Goal
For each line in the data below that holds "this", return a copy.

Material provided
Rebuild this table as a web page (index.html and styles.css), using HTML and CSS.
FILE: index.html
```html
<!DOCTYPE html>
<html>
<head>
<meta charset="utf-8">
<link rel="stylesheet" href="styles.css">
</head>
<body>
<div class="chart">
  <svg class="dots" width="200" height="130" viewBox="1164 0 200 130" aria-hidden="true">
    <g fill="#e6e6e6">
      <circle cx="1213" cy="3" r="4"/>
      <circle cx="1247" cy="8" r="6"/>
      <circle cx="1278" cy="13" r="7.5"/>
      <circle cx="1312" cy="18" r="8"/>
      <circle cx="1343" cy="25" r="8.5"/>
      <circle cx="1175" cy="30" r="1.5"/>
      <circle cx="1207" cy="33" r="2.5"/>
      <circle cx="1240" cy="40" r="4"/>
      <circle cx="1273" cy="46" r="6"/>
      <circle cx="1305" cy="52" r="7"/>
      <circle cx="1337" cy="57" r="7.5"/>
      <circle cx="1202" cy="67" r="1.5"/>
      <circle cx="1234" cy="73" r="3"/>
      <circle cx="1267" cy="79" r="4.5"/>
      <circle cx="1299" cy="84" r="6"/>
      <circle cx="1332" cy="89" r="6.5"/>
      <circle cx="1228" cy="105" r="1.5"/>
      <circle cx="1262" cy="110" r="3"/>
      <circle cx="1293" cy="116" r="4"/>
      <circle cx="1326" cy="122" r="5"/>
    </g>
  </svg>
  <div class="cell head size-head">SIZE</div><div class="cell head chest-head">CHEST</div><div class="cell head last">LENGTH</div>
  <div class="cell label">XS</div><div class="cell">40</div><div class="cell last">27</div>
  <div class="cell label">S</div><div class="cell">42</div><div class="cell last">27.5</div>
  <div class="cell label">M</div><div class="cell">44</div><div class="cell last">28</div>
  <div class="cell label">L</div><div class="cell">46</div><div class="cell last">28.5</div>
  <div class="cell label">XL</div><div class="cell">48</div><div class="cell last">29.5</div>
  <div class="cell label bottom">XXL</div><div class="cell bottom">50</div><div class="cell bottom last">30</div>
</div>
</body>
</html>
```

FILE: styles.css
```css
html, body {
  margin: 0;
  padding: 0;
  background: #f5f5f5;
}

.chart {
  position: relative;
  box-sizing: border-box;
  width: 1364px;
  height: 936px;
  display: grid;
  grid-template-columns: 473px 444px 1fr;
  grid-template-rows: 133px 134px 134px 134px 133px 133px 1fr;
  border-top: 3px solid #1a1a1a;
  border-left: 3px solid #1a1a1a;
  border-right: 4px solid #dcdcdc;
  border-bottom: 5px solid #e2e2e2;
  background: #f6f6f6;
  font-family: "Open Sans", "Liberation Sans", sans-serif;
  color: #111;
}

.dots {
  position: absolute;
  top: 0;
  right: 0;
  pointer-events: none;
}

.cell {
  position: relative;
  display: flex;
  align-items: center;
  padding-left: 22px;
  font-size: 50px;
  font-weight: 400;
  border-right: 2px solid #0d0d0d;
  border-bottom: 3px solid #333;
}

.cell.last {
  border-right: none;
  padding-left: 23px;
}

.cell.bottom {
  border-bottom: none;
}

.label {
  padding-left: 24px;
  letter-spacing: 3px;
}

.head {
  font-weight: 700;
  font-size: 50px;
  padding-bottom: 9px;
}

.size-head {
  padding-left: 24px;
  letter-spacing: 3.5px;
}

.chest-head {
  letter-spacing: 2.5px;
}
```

---

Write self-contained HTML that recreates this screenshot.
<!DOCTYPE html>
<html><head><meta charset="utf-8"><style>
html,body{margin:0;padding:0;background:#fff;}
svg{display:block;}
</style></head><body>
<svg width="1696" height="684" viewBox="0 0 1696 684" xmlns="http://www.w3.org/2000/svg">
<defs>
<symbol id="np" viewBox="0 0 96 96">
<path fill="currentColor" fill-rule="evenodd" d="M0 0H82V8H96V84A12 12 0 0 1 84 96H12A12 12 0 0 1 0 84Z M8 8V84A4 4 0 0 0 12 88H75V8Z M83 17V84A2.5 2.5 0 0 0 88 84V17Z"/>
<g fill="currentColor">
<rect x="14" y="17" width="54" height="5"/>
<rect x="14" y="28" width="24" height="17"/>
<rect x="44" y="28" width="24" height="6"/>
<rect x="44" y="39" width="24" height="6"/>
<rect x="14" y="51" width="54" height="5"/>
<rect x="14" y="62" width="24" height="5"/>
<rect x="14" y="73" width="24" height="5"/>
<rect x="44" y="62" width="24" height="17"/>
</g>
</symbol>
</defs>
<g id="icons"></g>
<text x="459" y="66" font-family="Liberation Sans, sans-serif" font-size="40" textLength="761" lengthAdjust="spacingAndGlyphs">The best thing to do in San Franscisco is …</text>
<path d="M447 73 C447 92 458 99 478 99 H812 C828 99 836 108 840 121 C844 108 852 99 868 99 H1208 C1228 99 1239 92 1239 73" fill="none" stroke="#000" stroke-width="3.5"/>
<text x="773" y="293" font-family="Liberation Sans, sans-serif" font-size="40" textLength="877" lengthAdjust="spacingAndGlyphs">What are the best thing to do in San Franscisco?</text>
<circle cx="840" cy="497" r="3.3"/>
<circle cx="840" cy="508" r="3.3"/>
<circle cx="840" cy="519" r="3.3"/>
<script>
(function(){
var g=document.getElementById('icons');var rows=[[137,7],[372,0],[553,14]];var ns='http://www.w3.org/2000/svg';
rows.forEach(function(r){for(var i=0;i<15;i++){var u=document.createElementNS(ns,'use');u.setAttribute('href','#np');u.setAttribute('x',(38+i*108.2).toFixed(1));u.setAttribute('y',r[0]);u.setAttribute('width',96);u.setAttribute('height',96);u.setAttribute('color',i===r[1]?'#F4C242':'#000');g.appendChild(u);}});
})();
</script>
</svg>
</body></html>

Right answer
Rebuild this table as a web page (index.html and styles.css), using HTML and CSS.
Write self-contained HTML that recreates this screenshot.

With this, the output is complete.